がんの緩和ケア
鍼灸治療におけるがん緩和ケア
がんそのものによる苦痛や手術、抗がん剤、放射線治療の副作用によって様々な症状が引き起こされます。 これらの症状を抱える患者さんに対して、鍼灸はどのような治療が出来るのか、何に期待出来るのか。 WHO(世界保健機関)に認められる鍼効果、厚生労働省の研究班が作成した「がんの補完代替医療ガイドブック」から まとめると、①痛みの緩和(鎮痛効果)②抗がん剤などの副作用の軽減③免疫効果を高める、自然治癒力を向上させる ④心理的、精神的苦痛を軽減させる などが考えられます。
当院の治療
主に抗がん剤などの副作用を軽減、免疫力を高めることに力を入れています。
抗がん剤の副作用として多く見られるのは、体の痛みや手足の痺れ、はきけ、嘔吐、食欲不振、下痢、便秘、咳、息苦しい、 動悸などの神経障害、胃腸、呼吸、循環器機能障害の症状です。中医学の立場から見るとこれらの症状は、過酷な治療で 正気が大きく損傷されてきた症状です。
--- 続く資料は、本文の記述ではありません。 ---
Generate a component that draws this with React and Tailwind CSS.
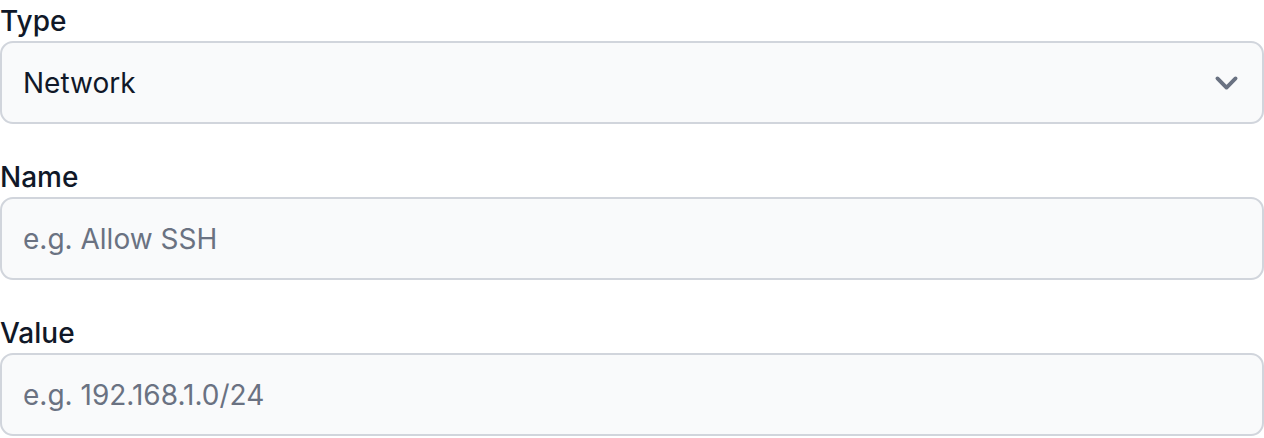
import { useState } from 'react';

const font = { fontFamily: 'Inter, "Noto Sans", sans-serif' };

function Label({ children, htmlFor }) {
  return (
    <label htmlFor={htmlFor} className="block text-[28px] leading-[40px] font-medium text-gray-900">
      {children}
    </label>
  );
}

const inputCls =
  'block w-full h-[83px] rounded-[13px] border-2 border-gray-300 bg-gray-50 px-[21px] text-[28px] text-gray-900 placeholder:text-gray-500 outline-none';

export default function App() {
  const [type, setType] = useState('network');
  const [name, setName] = useState('');
  const [value, setValue] = useState('');

  return (
    <div className="w-[1264px] bg-white pt-[1px] flex flex-col gap-[33px]" style={font}>
      <div>
        <Label htmlFor="type">Type</Label>
        <div className="relative">
          <select
            id="type"
            value={type}
            onChange={(e) => setType(e.target.value)}
            className={`${inputCls} appearance-none pr-16`}
          >
            <option value="network">Network</option>
            <option value="host">Host</option>
            <option value="port">Port</option>
          </select>
          {/* chevron */}
          <svg
            className="pointer-events-none absolute right-[23px] top-1/2 -translate-y-1/2 w-[29px] h-[29px] text-gray-500"
            viewBox="0 0 24 24"
            fill="none"
            stroke="currentColor"
            strokeWidth={3.2}
          >
            <path strokeLinecap="round" strokeLinejoin="round" d="m19.5 8.25-7.5 7.5-7.5-7.5" />
          </svg>
        </div>
      </div>

      <div>
        <Label htmlFor="name">Name</Label>
        <input
          id="name"
          value={name}
          onChange={(e) => setName(e.target.value)}
          placeholder="e.g. Allow SSH"
          className={inputCls}
        />
      </div>

      <div>
        <Label htmlFor="value">Value</Label>
        <input
          id="value"
          value={value}
          onChange={(e) => setValue(e.target.value)}
          placeholder="e.g. 192.168.1.0/24"
          className={inputCls}
        />
      </div>
    </div>
  );
}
正気というのは、体の本来の機能や免疫力、治癒力を支える主要なもので、 気血、津液、精気からなる物です。治療として、漢方、鍼灸をはじめ、いかに正気を回復させ衰えた働きを正常にするかが 治療の目的あるいは目標になります。
鍼灸治療には補穴の使用がポイント
補穴の使用と同時に、正気損傷による気血不通の症状を改善し気血の流れを促す行気活血穴、また各症状に対応する治療穴も 併用されます。一般的に知られる補穴は、足三里、関元、気海、命門、背兪(心、肺、肝、脾、腎兪)、百会などがあります。 これらの穴の治療で体力の増強、食欲の回復、良質な睡眠、白血球増加、貧血改善などの臨床結果が得られています。 気血の流れを良くする穴として、期門、陽陵泉、膻中、太衝、血海、膈兪。また各症状に対応する穴として、食欲不振、吐き気には、 内関、中脘、足三里。下痢、便秘には、天枢、上巨虚、支溝、曲池。咳、息苦しいには、尺沢、太淵、中府。動悸、息切れには、 内関、間使など。不眠や不安などの精神症状には、神門、神庭、四神聡、百会。つまり本治法と標治法を併行します。 がん治療に様々な症状の緩和や生活の質の改善、免疫の向上などに鍼灸の効果が発揮できます。